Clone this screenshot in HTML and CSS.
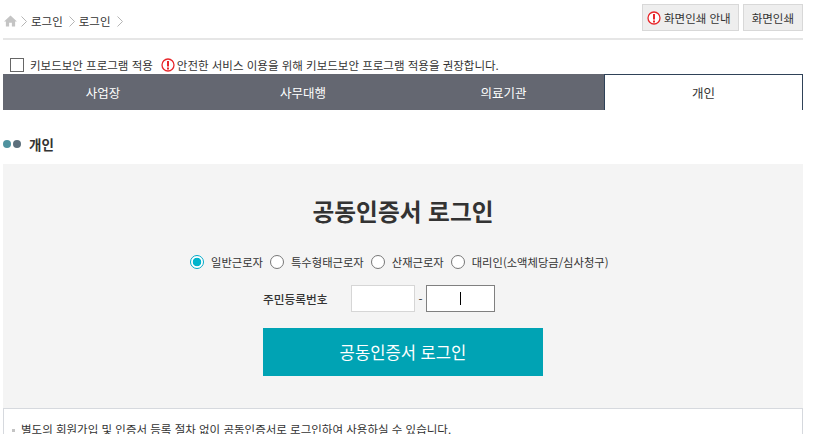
FILE: index.html
```html
<!DOCTYPE html>
<html lang="ko">
<head>
    <meta charset="UTF-8">
    <title>공동인증서 로그인</title>
    <link rel="stylesheet" href="styles.css">
</head>
<body>

<div class="container">
    <div class="top-bar">
        <div class="breadcrumb">
            <svg class="home-icon" width="13" height="12" viewBox="0 0 14 13"><path d="M7 0.5 L0 7 H2 V12.5 H5.5 V8.5 H8.5 V12.5 H12 V7 H14 Z" fill="#c4c4c4"/></svg>
            <svg class="crumb-arrow" width="6" height="11" viewBox="0 0 6 11"><path d="M0.5 0.5 L5.5 5.5 L0.5 10.5" fill="none" stroke="#b5b5b5"/></svg>
            <span>로그인</span>
            <svg class="crumb-arrow" width="6" height="11" viewBox="0 0 6 11"><path d="M0.5 0.5 L5.5 5.5 L0.5 10.5" fill="none" stroke="#b5b5b5"/></svg>
            <span>로그인</span>
            <svg class="crumb-arrow" width="6" height="11" viewBox="0 0 6 11"><path d="M0.5 0.5 L5.5 5.5 L0.5 10.5" fill="none" stroke="#b5b5b5"/></svg>
        </div>
        <div class="print-buttons">
            <button type="button" class="print-btn">
                <svg width="14" height="14" viewBox="0 0 14 14"><circle cx="7" cy="7" r="6" fill="#fff" stroke="#e8262a" stroke-width="1.3"/><rect x="6" y="3" width="2" height="5.5" fill="#e8262a"/><rect x="6" y="9.5" width="2" height="2" fill="#e8262a"/></svg>
                화면인쇄 안내
            </button>
            <button type="button" class="print-btn">화면인쇄</button>
        </div>
    </div>

    <div class="keyboard-row">
        <span class="checkbox"></span>
        <span class="keyboard-label">키보드보안 프로그램 적용</span>
        <svg width="14" height="14" viewBox="0 0 14 14"><circle cx="7" cy="7" r="6" fill="#fff" stroke="#e8262a" stroke-width="1.3"/><rect x="6" y="3" width="2" height="5.5" fill="#e8262a"/><rect x="6" y="9.5" width="2" height="2" fill="#e8262a"/></svg>
        <span>안전한 서비스 이용을 위해 키보드보안 프로그램 적용을 권장합니다.</span>
    </div>

    <ul class="tabs">
        <li>사업장</li>
        <li>사무대행</li>
        <li>의료기관</li>
        <li class="active">개인</li>
    </ul>

    <h3 class="section-title">
        <span class="dot dot-teal"></span>
        <span class="dot dot-slate"></span>
        <span class="section-text">개인</span>
    </h3>

    <div class="login-box">
        <h2>공동인증서 로그인</h2>

        <div class="radio-row">
            <span class="radio checked"></span><span class="radio-label">일반근로자</span>
            <span class="radio"></span><span class="radio-label">특수형태근로자</span>
            <span class="radio"></span><span class="radio-label">산재근로자</span>
            <span class="radio"></span><span class="radio-label">대리인(소액체당금/심사청구)</span>
        </div>

        <div class="id-row">
            <span class="id-label">주민등록번호</span>
            <span class="id-input"></span>
            <span class="id-dash">-</span>
            <span class="id-input focused"><span class="caret"></span></span>
        </div>

        <button type="button" class="login-btn">공동인증서 로그인</button>

        <div class="notice">
            <span class="bullet"></span>별도의 회원가입 및 인증서 등록 절차 없이 공동인증서로 로그인하여 사용하실 수 있습니다.
        </div>
    </div>
</div>

</body>
</html>
```

FILE: styles.css
```css
:root {
    --tab-color: #646771;
    --tab-border: #2f4258;
    --box-bg: #f4f4f4;
    --text-color: #333333;
    --point-color: #00a3b4;
    --font-family: 'Noto Sans CJK KR', 'Noto Sans', sans-serif;
}

*, *::before, *::after {
    box-sizing: border-box;
    margin: 0;
    padding: 0;
}

html, body {
    height: 434px;
    overflow: hidden;
}

body {
    background: #fff;
    font-family: var(--font-family);
    color: var(--text-color);
    font-size: 11.5px;
}

.container {
    width: 800px;
    margin-left: 3px;
}

.top-bar {
    display: flex;
    justify-content: space-between;
    height: 40px;
    padding-top: 4px;
    border-bottom: 2px solid #e6e6e6;
}

.breadcrumb {
    display: flex;
    align-items: center;
    gap: 4px;
    height: 27px;
    padding-top: 7px;
}

.breadcrumb span {
    margin-right: 2px;
}

.home-icon {
    margin-left: 1px;
}

.print-buttons {
    display: flex;
    gap: 4px;
}

.print-btn {
    display: flex;
    align-items: center;
    gap: 3px;
    height: 27px;
    padding: 0 7px 0 4px;
    background: #eeeeee;
    border: 1px solid #d8d8d8;
    font-family: var(--font-family);
    font-size: 11.5px;
    color: var(--text-color);
}

.print-btn:last-child {
    padding: 0 8px;
}

.keyboard-row {
    display: flex;
    align-items: center;
    height: 34px;
    padding: 16px 0 0 7px;
}

.checkbox {
    width: 14px;
    height: 14px;
    border: 1px solid #666;
    background: #fff;
    margin-right: 6px;
}

.keyboard-label {
    margin-right: 8px;
}

.keyboard-row svg {
    margin-right: 2px;
}

.tabs {
    display: grid;
    grid-template-columns: 200px 200px 201px 199px;
    height: 36px;
    list-style: none;
}

.tabs li {
    display: flex;
    align-items: center;
    justify-content: center;
    background: var(--tab-color);
    color: #fff;
    font-size: 12.5px;
}

.tabs li.active {
    background: #fff;
    color: var(--text-color);
    border: 1px solid var(--tab-border);
    border-bottom: none;
}

.section-title {
    display: flex;
    align-items: center;
    height: 54px;
    padding-top: 14px;
    font-size: 13.5px;
    font-weight: 700;
}

.dot {
    width: 8px;
    height: 8px;
    border-radius: 50%;
    margin-right: 2px;
}

.dot-teal {
    background: #4f929f;
}

.dot-slate {
    background: #5c6f7c;
}

.section-text {
    margin-left: 6px;
}

.login-box {
    height: 270px;
    overflow: hidden;
    background: var(--box-bg);
    padding-top: 30px;
}

.login-box h2 {
    height: 34px;
    line-height: 34px;
    margin-bottom: 26px;
    text-align: center;
    font-size: 23.7px;
    font-weight: 700;
}

.radio-row {
    display: flex;
    align-items: center;
    height: 16px;
    padding-left: 187px;
    font-size: 11.3px;
}

.radio {
    width: 14px;
    height: 14px;
    margin-right: 7px;
    border: 1px solid #777;
    border-radius: 50%;
    background: #fff;
}

.radio.checked {
    border-color: #00a9c8;
    background: radial-gradient(circle, #00b4cc 0 4px, #fff 4.6px);
}

.radio-label {
    margin-right: 7px;
}

.id-row {
    display: flex;
    align-items: center;
    height: 27px;
    margin-top: 15px;
}

.id-label {
    width: 348px;
    padding-left: 260px;
    font-size: 11.7px;
    font-weight: 500;
}

.id-input {
    display: flex;
    align-items: center;
    justify-content: center;
    width: 64px;
    height: 27px;
    background: #fff;
    border: 1px solid #d6d6d6;
}

.id-input.focused {
    width: 69px;
    border-color: #808080;
}

.id-dash {
    width: 11px;
    text-align: center;
}

.caret {
    width: 1px;
    height: 13px;
    background: #000;
}

.login-btn {
    display: block;
    width: 280px;
    height: 48px;
    margin: 16px 0 0 260px;
    background: var(--point-color);
    border: none;
    color: #fff;
    font-family: var(--font-family);
    font-size: 16.6px;
}

.notice {
    height: 60px;
    margin-top: 32px;
    padding: 13px 0 0 8px;
    background: #fff;
    border: 1px solid #d6d9de;
    line-height: 14px;
}

.bullet {
    display: inline-block;
    width: 3px;
    height: 3px;
    margin-right: 6px;
    vertical-align: middle;
    background: #c4c4c4;
}
```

Task objective:
Copy the data character for character, but drop all pictures from the copy.

Solution for this problem:
Clone this screenshot in HTML and CSS.
FILE: index.html
```html
<!DOCTYPE html>
<html lang="ko">
<head>
    <meta charset="UTF-8">
    <title>공동인증서 로그인</title>
    <link rel="stylesheet" href="styles.css">
</head>
<body>

<div class="container">
    <div class="top-bar">
        <div class="breadcrumb">
            <svg class="home-icon" width="13" height="12" viewBox="0 0 14 13"><path d="M7 0.5 L0 7 H2 V12.5 H5.5 V8.5 H8.5 V12.5 H12 V7 H14 Z" fill="#c4c4c4"/></svg>
            <svg class="crumb-arrow" width="6" height="11" viewBox="0 0 6 11"><path d="M0.5 0.5 L5.5 5.5 L0.5 10.5" fill="none" stroke="#b5b5b5"/></svg>
            <span>로그인</span>
            <svg class="crumb-arrow" width="6" height="11" viewBox="0 0 6 11"><path d="M0.5 0.5 L5.5 5.5 L0.5 10.5" fill="none" stroke="#b5b5b5"/></svg>
            <span>로그인</span>
            <svg class="crumb-arrow" width="6" height="11" viewBox="0 0 6 11"><path d="M0.5 0.5 L5.5 5.5 L0.5 10.5" fill="none" stroke="#b5b5b5"/></svg>
        </div>
        <div class="print-buttons">
            <button type="button" class="print-btn">
                <svg width="14" height="14" viewBox="0 0 14 14"><circle cx="7" cy="7" r="6" fill="#fff" stroke="#e8262a" stroke-width="1.3"/><rect x="6" y="3" width="2" height="5.5" fill="#e8262a"/><rect x="6" y="9.5" width="2" height="2" fill="#e8262a"/></svg>
                화면인쇄 안내
            </button>
            <button type="button" class="print-btn">화면인쇄</button>
        </div>
    </div>

    <div class="keyboard-row">
        <span class="checkbox"></span>
        <span class="keyboard-label">키보드보안 프로그램 적용</span>
        <svg width="14" height="14" viewBox="0 0 14 14"><circle cx="7" cy="7" r="6" fill="#fff" stroke="#e8262a" stroke-width="1.3"/><rect x="6" y="3" width="2" height="5.5" fill="#e8262a"/><rect x="6" y="9.5" width="2" height="2" fill="#e8262a"/></svg>
        <span>안전한 서비스 이용을 위해 키보드보안 프로그램 적용을 권장합니다.</span>
    </div>

    <ul class="tabs">
        <li>사업장</li>
        <li>사무대행</li>
        <li>의료기관</li>
        <li class="active">개인</li>
    </ul>

    <h3 class="section-title">
        <span class="dot dot-teal"></span>
        <span class="dot dot-slate"></span>
        <span class="section-text">개인</span>
    </h3>

    <div class="login-box">
        <h2>공동인증서 로그인</h2>

        <div class="radio-row">
            <span class="radio checked"></span><span class="radio-label">일반근로자</span>
            <span class="radio"></span><span class="radio-label">특수형태근로자</span>
            <span class="radio"></span><span class="radio-label">산재근로자</span>
            <span class="radio"></span><span class="radio-label">대리인(소액체당금/심사청구)</span>
        </div>

        <div class="id-row">
            <span class="id-label">주민등록번호</span>
            <span class="id-input"></span>
            <span class="id-dash">-</span>
            <span class="id-input focused"><span class="caret"></span></span>
        </div>

        <button type="button" class="login-btn">공동인증서 로그인</button>

        <div class="notice">
            <span class="bullet"></span>별도의 회원가입 및 인증서 등록 절차 없이 공동인증서로 로그인하여 사용하실 수 있습니다.
        </div>
    </div>
</div>

</body>
</html>
```

FILE: styles.css
```css
:root {
    --tab-color: #646771;
    --tab-border: #2f4258;
    --box-bg: #f4f4f4;
    --text-color: #333333;
    --point-color: #00a3b4;
    --font-family: 'Noto Sans CJK KR', 'Noto Sans', sans-serif;
}

*, *::before, *::after {
    box-sizing: border-box;
    margin: 0;
    padding: 0;
}

html, body {
    height: 434px;
    overflow: hidden;
}

body {
    background: #fff;
    font-family: var(--font-family);
    color: var(--text-color);
    font-size: 11.5px;
}

.container {
    width: 800px;
    margin-left: 3px;
}

.top-bar {
    display: flex;
    justify-content: space-between;
    height: 40px;
    padding-top: 4px;
    border-bottom: 2px solid #e6e6e6;
}

.breadcrumb {
    display: flex;
    align-items: center;
    gap: 4px;
    height: 27px;
    padding-top: 7px;
}

.breadcrumb span {
    margin-right: 2px;
}

.home-icon {
    margin-left: 1px;
}

.print-buttons {
    display: flex;
    gap: 4px;
}

.print-btn {
    display: flex;
    align-items: center;
    gap: 3px;
    height: 27px;
    padding: 0 7px 0 4px;
    background: #eeeeee;
    border: 1px solid #d8d8d8;
    font-family: var(--font-family);
    font-size: 11.5px;
    color: var(--text-color);
}

.print-btn:last-child {
    padding: 0 8px;
}

.keyboard-row {
    display: flex;
    align-items: center;
    height: 34px;
    padding: 16px 0 0 7px;
}

.checkbox {
    width: 14px;
    height: 14px;
    border: 1px solid #666;
    background: #fff;
    margin-right: 6px;
}

.keyboard-label {
    margin-right: 8px;
}

.keyboard-row svg {
    margin-right: 2px;
}

.tabs {
    display: grid;
    grid-template-columns: 200px 200px 201px 199px;
    height: 36px;
    list-style: none;
}

.tabs li {
    display: flex;
    align-items: center;
    justify-content: center;
    background: var(--tab-color);
    color: #fff;
    font-size: 12.5px;
}

.tabs li.active {
    background: #fff;
    color: var(--text-color);
    border: 1px solid var(--tab-border);
    border-bottom: none;
}

.section-title {
    display: flex;
    align-items: center;
    height: 54px;
    padding-top: 14px;
    font-size: 13.5px;
    font-weight: 700;
}

.dot {
    width: 8px;
    height: 8px;
    border-radius: 50%;
    margin-right: 2px;
}

.dot-teal {
    background: #4f929f;
}

.dot-slate {
    background: #5c6f7c;
}

.section-text {
    margin-left: 6px;
}

.login-box {
    height: 270px;
    overflow: hidden;
    background: var(--box-bg);
    padding-top: 30px;
}

.login-box h2 {
    height: 34px;
    line-height: 34px;
    margin-bottom: 26px;
    text-align: center;
    font-size: 23.7px;
    font-weight: 700;
}

.radio-row {
    display: flex;
    align-items: center;
    height: 16px;
    padding-left: 187px;
    font-size: 11.3px;
}

.radio {
    width: 14px;
    height: 14px;
    margin-right: 7px;
    border: 1px solid #777;
    border-radius: 50%;
    background: #fff;
}

.radio.checked {
    border-color: #00a9c8;
    background: radial-gradient(circle, #00b4cc 0 4px, #fff 4.6px);
}

.radio-label {
    margin-right: 7px;
}

.id-row {
    display: flex;
    align-items: center;
    height: 27px;
    margin-top: 15px;
}

.id-label {
    width: 348px;
    padding-left: 260px;
    font-size: 11.7px;
    font-weight: 500;
}

.id-input {
    display: flex;
    align-items: center;
    justify-content: center;
    width: 64px;
    height: 27px;
    background: #fff;
    border: 1px solid #d6d6d6;
}

.id-input.focused {
    width: 69px;
    border-color: #808080;
}

.id-dash {
    width: 11px;
    text-align: center;
}

.caret {
    width: 1px;
    height: 13px;
    background: #000;
}

.login-btn {
    display: block;
    width: 280px;
    height: 48px;
    margin: 16px 0 0 260px;
    background: var(--point-color);
    border: none;
    color: #fff;
    font-family: var(--font-family);
    font-size: 16.6px;
}

.notice {
    height: 60px;
    margin-top: 32px;
    padding: 13px 0 0 8px;
    background: #fff;
    border: 1px solid #d6d9de;
    line-height: 14px;
}

.bullet {
    display: inline-block;
    width: 3px;
    height: 3px;
    margin-right: 6px;
    vertical-align: middle;
    background: #c4c4c4;
}
```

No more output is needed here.